What you will do: Repeat each line of the material below exactly as it appears, minus any pictures.

################

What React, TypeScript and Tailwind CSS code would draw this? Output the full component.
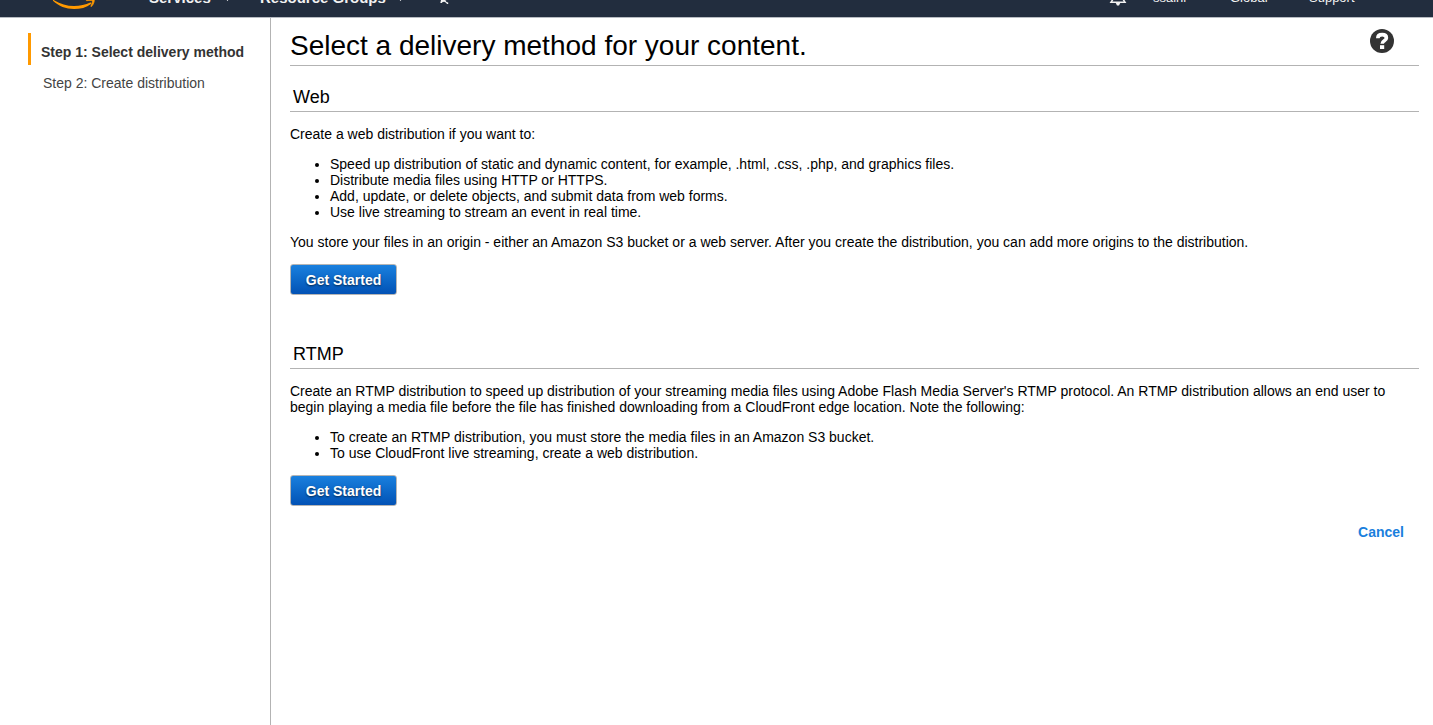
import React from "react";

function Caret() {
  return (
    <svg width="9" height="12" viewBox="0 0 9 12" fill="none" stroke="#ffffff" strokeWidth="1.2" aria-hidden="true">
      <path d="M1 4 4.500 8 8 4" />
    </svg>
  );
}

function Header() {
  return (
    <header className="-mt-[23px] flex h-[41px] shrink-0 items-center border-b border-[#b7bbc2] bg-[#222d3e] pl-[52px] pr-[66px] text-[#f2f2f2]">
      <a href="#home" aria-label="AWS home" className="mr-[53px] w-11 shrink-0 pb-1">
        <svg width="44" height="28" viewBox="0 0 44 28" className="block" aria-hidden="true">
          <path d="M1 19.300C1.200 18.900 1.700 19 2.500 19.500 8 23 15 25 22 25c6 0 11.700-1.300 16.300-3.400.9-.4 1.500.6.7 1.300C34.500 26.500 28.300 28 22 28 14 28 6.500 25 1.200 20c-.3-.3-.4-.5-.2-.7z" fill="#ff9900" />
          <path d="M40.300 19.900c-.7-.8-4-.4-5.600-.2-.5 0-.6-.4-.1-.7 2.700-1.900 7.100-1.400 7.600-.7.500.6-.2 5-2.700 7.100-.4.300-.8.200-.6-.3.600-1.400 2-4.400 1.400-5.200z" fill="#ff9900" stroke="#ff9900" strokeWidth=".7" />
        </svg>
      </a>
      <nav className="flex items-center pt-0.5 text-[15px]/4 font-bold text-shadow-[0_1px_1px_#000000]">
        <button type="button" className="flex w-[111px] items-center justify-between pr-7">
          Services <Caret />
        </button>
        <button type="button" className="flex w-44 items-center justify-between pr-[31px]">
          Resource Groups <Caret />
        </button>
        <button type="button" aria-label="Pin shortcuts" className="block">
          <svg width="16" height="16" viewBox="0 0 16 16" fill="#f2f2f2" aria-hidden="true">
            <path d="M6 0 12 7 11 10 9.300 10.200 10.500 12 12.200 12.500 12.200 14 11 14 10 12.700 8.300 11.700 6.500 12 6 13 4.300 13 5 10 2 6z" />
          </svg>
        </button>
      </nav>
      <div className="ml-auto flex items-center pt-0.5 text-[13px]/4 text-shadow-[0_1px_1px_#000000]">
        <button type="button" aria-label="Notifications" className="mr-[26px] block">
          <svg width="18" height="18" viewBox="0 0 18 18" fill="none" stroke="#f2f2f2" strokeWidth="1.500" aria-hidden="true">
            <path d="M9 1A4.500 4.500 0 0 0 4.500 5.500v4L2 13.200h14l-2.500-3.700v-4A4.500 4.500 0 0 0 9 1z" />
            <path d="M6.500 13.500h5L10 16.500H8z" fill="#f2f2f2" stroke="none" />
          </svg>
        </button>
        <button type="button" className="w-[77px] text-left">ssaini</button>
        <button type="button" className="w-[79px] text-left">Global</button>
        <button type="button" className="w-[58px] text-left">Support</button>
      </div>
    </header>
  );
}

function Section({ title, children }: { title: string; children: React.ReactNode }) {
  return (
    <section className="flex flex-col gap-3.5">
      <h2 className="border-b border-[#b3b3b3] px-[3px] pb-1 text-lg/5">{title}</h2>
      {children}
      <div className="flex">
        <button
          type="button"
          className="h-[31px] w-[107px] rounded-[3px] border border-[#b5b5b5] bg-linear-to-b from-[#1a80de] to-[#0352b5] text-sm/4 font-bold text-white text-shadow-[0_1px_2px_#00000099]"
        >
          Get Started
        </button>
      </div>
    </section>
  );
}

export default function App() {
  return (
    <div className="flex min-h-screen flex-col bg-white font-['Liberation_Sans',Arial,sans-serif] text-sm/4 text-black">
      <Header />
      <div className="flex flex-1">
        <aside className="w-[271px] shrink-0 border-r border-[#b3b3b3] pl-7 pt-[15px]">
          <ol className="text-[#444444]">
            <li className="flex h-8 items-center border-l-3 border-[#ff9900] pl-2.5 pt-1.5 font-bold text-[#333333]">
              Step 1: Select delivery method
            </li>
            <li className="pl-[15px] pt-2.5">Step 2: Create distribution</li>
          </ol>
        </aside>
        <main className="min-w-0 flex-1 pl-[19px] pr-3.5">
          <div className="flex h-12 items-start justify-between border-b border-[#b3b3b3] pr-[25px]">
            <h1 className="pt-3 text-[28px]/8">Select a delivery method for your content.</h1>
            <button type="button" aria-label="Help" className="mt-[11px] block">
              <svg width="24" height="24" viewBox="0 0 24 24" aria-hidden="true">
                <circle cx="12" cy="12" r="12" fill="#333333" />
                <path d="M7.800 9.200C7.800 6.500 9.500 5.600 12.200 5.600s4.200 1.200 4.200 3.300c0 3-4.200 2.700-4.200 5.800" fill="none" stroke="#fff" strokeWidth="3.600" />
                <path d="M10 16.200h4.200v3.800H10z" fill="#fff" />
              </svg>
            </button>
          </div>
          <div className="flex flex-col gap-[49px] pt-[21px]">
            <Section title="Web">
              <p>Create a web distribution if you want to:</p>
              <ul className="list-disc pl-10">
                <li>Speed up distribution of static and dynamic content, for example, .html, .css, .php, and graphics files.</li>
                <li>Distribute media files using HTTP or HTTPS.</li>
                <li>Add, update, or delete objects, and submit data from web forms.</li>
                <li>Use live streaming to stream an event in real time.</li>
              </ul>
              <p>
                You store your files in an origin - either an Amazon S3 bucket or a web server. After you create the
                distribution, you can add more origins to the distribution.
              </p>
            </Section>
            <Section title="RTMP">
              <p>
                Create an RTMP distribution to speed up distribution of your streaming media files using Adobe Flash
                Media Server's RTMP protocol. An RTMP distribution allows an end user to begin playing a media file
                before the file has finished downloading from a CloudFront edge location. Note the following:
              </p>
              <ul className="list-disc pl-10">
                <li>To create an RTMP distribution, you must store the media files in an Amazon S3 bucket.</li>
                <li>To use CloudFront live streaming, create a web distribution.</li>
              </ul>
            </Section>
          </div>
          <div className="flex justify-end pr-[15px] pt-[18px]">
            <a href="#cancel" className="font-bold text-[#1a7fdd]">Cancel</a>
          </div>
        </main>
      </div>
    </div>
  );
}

################

Full solution:
What React, TypeScript and Tailwind CSS code would draw this? Output the full component.
import React from "react";

function Caret() {
  return (
    <svg width="9" height="12" viewBox="0 0 9 12" fill="none" stroke="#ffffff" strokeWidth="1.2" aria-hidden="true">
      <path d="M1 4 4.500 8 8 4" />
    </svg>
  );
}

function Header() {
  return (
    <header className="-mt-[23px] flex h-[41px] shrink-0 items-center border-b border-[#b7bbc2] bg-[#222d3e] pl-[52px] pr-[66px] text-[#f2f2f2]">
      <a href="#home" aria-label="AWS home" className="mr-[53px] w-11 shrink-0 pb-1">
        <svg width="44" height="28" viewBox="0 0 44 28" className="block" aria-hidden="true">
          <path d="M1 19.300C1.200 18.900 1.700 19 2.500 19.500 8 23 15 25 22 25c6 0 11.700-1.300 16.300-3.400.9-.4 1.500.6.7 1.300C34.500 26.500 28.300 28 22 28 14 28 6.500 25 1.200 20c-.3-.3-.4-.5-.2-.7z" fill="#ff9900" />
          <path d="M40.300 19.900c-.7-.8-4-.4-5.600-.2-.5 0-.6-.4-.1-.7 2.700-1.900 7.100-1.400 7.600-.7.500.6-.2 5-2.700 7.100-.4.300-.8.200-.6-.3.600-1.400 2-4.400 1.400-5.200z" fill="#ff9900" stroke="#ff9900" strokeWidth=".7" />
        </svg>
      </a>
      <nav className="flex items-center pt-0.5 text-[15px]/4 font-bold text-shadow-[0_1px_1px_#000000]">
        <button type="button" className="flex w-[111px] items-center justify-between pr-7">
          Services <Caret />
        </button>
        <button type="button" className="flex w-44 items-center justify-between pr-[31px]">
          Resource Groups <Caret />
        </button>
        <button type="button" aria-label="Pin shortcuts" className="block">
          <svg width="16" height="16" viewBox="0 0 16 16" fill="#f2f2f2" aria-hidden="true">
            <path d="M6 0 12 7 11 10 9.300 10.200 10.500 12 12.200 12.500 12.200 14 11 14 10 12.700 8.300 11.700 6.500 12 6 13 4.300 13 5 10 2 6z" />
          </svg>
        </button>
      </nav>
      <div className="ml-auto flex items-center pt-0.5 text-[13px]/4 text-shadow-[0_1px_1px_#000000]">
        <button type="button" aria-label="Notifications" className="mr-[26px] block">
          <svg width="18" height="18" viewBox="0 0 18 18" fill="none" stroke="#f2f2f2" strokeWidth="1.500" aria-hidden="true">
            <path d="M9 1A4.500 4.500 0 0 0 4.500 5.500v4L2 13.200h14l-2.500-3.700v-4A4.500 4.500 0 0 0 9 1z" />
            <path d="M6.500 13.500h5L10 16.500H8z" fill="#f2f2f2" stroke="none" />
          </svg>
        </button>
        <button type="button" className="w-[77px] text-left">ssaini</button>
        <button type="button" className="w-[79px] text-left">Global</button>
        <button type="button" className="w-[58px] text-left">Support</button>
      </div>
    </header>
  );
}

function Section({ title, children }: { title: string; children: React.ReactNode }) {
  return (
    <section className="flex flex-col gap-3.5">
      <h2 className="border-b border-[#b3b3b3] px-[3px] pb-1 text-lg/5">{title}</h2>
      {children}
      <div className="flex">
        <button
          type="button"
          className="h-[31px] w-[107px] rounded-[3px] border border-[#b5b5b5] bg-linear-to-b from-[#1a80de] to-[#0352b5] text-sm/4 font-bold text-white text-shadow-[0_1px_2px_#00000099]"
        >
          Get Started
        </button>
      </div>
    </section>
  );
}

export default function App() {
  return (
    <div className="flex min-h-screen flex-col bg-white font-['Liberation_Sans',Arial,sans-serif] text-sm/4 text-black">
      <Header />
      <div className="flex flex-1">
        <aside className="w-[271px] shrink-0 border-r border-[#b3b3b3] pl-7 pt-[15px]">
          <ol className="text-[#444444]">
            <li className="flex h-8 items-center border-l-3 border-[#ff9900] pl-2.5 pt-1.5 font-bold text-[#333333]">
              Step 1: Select delivery method
            </li>
            <li className="pl-[15px] pt-2.5">Step 2: Create distribution</li>
          </ol>
        </aside>
        <main className="min-w-0 flex-1 pl-[19px] pr-3.5">
          <div className="flex h-12 items-start justify-between border-b border-[#b3b3b3] pr-[25px]">
            <h1 className="pt-3 text-[28px]/8">Select a delivery method for your content.</h1>
            <button type="button" aria-label="Help" className="mt-[11px] block">
              <svg width="24" height="24" viewBox="0 0 24 24" aria-hidden="true">
                <circle cx="12" cy="12" r="12" fill="#333333" />
                <path d="M7.800 9.200C7.800 6.500 9.500 5.600 12.200 5.600s4.200 1.200 4.200 3.300c0 3-4.200 2.700-4.200 5.800" fill="none" stroke="#fff" strokeWidth="3.600" />
                <path d="M10 16.200h4.200v3.800H10z" fill="#fff" />
              </svg>
            </button>
          </div>
          <div className="flex flex-col gap-[49px] pt-[21px]">
            <Section title="Web">
              <p>Create a web distribution if you want to:</p>
              <ul className="list-disc pl-10">
                <li>Speed up distribution of static and dynamic content, for example, .html, .css, .php, and graphics files.</li>
                <li>Distribute media files using HTTP or HTTPS.</li>
                <li>Add, update, or delete objects, and submit data from web forms.</li>
                <li>Use live streaming to stream an event in real time.</li>
              </ul>
              <p>
                You store your files in an origin - either an Amazon S3 bucket or a web server. After you create the
                distribution, you can add more origins to the distribution.
              </p>
            </Section>
            <Section title="RTMP">
              <p>
                Create an RTMP distribution to speed up distribution of your streaming media files using Adobe Flash
                Media Server's RTMP protocol. An RTMP distribution allows an end user to begin playing a media file
                before the file has finished downloading from a CloudFront edge location. Note the following:
              </p>
              <ul className="list-disc pl-10">
                <li>To create an RTMP distribution, you must store the media files in an Amazon S3 bucket.</li>
                <li>To use CloudFront live streaming, create a web distribution.</li>
              </ul>
            </Section>
          </div>
          <div className="flex justify-end pr-[15px] pt-[18px]">
            <a href="#cancel" className="font-bold text-[#1a7fdd]">Cancel</a>
          </div>
        </main>
      </div>
    </div>
  );
}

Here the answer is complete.